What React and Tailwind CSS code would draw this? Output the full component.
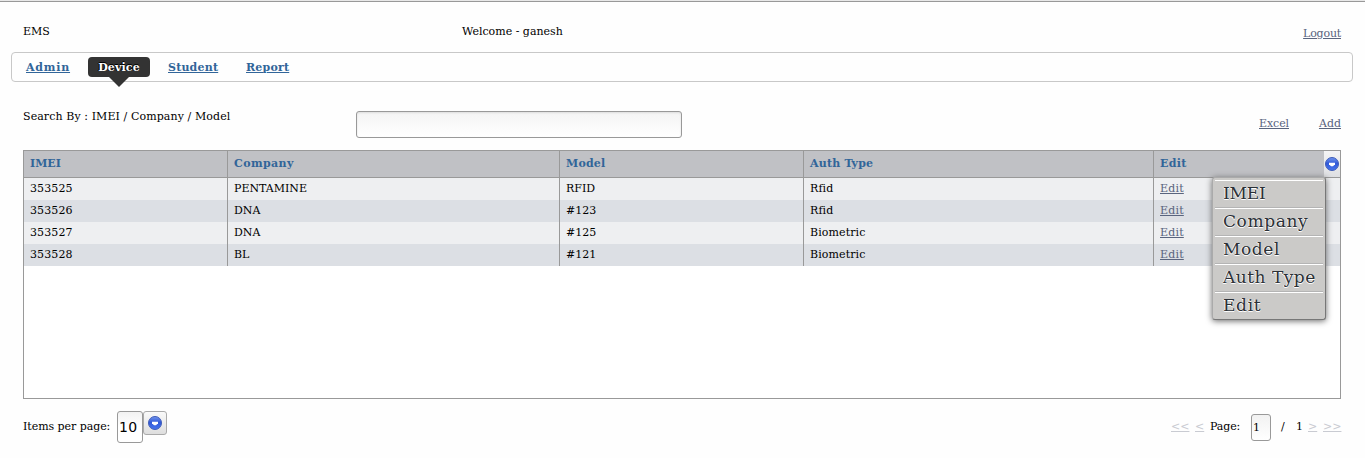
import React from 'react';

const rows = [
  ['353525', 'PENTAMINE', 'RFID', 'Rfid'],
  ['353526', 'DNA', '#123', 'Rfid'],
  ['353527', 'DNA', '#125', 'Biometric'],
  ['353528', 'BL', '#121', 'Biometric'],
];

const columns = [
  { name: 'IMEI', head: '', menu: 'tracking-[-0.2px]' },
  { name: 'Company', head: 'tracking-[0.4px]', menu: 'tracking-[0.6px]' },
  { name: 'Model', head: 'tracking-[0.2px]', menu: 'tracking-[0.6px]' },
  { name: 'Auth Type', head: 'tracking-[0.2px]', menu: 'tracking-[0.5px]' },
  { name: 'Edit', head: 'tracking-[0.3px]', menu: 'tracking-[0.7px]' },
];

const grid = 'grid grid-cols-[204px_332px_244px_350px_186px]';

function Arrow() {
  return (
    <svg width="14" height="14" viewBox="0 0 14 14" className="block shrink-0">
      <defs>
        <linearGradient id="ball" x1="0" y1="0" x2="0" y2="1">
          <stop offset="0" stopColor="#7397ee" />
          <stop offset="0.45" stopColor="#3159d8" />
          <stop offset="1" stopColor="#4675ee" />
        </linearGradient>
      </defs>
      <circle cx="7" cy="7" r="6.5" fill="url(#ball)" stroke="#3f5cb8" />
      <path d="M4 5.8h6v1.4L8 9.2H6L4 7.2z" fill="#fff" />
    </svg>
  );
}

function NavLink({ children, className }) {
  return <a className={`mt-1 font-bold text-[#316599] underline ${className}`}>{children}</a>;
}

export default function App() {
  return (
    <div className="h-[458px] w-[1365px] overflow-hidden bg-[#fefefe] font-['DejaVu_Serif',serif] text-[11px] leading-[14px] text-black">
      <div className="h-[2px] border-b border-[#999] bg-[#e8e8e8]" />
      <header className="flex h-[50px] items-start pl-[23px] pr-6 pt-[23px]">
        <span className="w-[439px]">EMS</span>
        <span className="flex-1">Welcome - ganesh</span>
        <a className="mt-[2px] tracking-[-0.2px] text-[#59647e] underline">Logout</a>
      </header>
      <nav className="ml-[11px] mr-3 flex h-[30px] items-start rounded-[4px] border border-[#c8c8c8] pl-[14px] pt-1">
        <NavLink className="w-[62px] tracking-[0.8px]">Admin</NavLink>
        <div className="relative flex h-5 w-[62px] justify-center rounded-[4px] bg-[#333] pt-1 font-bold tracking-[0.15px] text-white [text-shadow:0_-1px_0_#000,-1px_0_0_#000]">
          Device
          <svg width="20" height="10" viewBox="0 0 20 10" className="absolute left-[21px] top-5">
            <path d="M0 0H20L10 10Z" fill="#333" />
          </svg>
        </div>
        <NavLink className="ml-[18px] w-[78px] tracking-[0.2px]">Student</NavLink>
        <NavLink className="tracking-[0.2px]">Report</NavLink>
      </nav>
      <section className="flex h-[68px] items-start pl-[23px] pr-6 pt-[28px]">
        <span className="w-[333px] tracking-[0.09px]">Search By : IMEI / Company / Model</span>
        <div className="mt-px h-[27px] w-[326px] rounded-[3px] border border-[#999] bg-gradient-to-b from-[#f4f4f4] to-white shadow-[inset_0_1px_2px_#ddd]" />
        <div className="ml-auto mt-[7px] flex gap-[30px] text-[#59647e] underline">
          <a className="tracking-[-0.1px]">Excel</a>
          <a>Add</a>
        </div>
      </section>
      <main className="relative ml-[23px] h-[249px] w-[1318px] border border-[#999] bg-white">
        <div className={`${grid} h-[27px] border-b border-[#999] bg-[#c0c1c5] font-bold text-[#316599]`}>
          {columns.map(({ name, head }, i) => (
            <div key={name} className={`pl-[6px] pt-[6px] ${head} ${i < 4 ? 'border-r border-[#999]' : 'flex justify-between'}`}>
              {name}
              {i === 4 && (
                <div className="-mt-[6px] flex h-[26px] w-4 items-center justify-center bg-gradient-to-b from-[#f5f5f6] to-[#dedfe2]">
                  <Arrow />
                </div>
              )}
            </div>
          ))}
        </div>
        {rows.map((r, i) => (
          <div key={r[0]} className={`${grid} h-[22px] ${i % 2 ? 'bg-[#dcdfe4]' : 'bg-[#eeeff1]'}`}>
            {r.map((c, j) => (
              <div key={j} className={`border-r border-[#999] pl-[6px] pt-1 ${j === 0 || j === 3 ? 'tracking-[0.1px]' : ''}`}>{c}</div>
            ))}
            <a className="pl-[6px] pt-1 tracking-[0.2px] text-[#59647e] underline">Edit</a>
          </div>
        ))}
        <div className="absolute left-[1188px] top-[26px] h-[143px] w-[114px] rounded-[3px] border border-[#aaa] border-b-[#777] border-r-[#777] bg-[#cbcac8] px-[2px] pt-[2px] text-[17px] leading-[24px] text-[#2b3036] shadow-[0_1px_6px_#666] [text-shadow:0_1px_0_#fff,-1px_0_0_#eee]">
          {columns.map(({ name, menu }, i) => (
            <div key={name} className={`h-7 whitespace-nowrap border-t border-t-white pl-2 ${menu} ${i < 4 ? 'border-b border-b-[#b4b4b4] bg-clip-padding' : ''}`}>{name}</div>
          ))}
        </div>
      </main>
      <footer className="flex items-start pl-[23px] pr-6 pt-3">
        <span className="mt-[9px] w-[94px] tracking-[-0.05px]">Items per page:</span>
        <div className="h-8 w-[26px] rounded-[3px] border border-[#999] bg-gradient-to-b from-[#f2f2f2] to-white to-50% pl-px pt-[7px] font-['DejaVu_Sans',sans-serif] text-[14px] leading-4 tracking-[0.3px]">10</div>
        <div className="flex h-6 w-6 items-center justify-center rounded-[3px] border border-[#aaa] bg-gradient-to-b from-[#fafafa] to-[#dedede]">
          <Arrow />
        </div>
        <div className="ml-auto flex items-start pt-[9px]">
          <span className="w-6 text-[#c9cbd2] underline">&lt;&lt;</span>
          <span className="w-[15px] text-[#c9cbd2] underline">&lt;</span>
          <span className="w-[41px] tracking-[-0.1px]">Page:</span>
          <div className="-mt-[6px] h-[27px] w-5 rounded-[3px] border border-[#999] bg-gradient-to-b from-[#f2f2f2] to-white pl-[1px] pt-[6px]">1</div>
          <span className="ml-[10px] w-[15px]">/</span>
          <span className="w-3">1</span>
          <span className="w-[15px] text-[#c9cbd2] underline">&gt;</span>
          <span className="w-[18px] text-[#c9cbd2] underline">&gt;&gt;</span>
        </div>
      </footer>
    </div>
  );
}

■ Prompt
Report only the number of lines that hold the string "React" in this listing.

■ Output below
2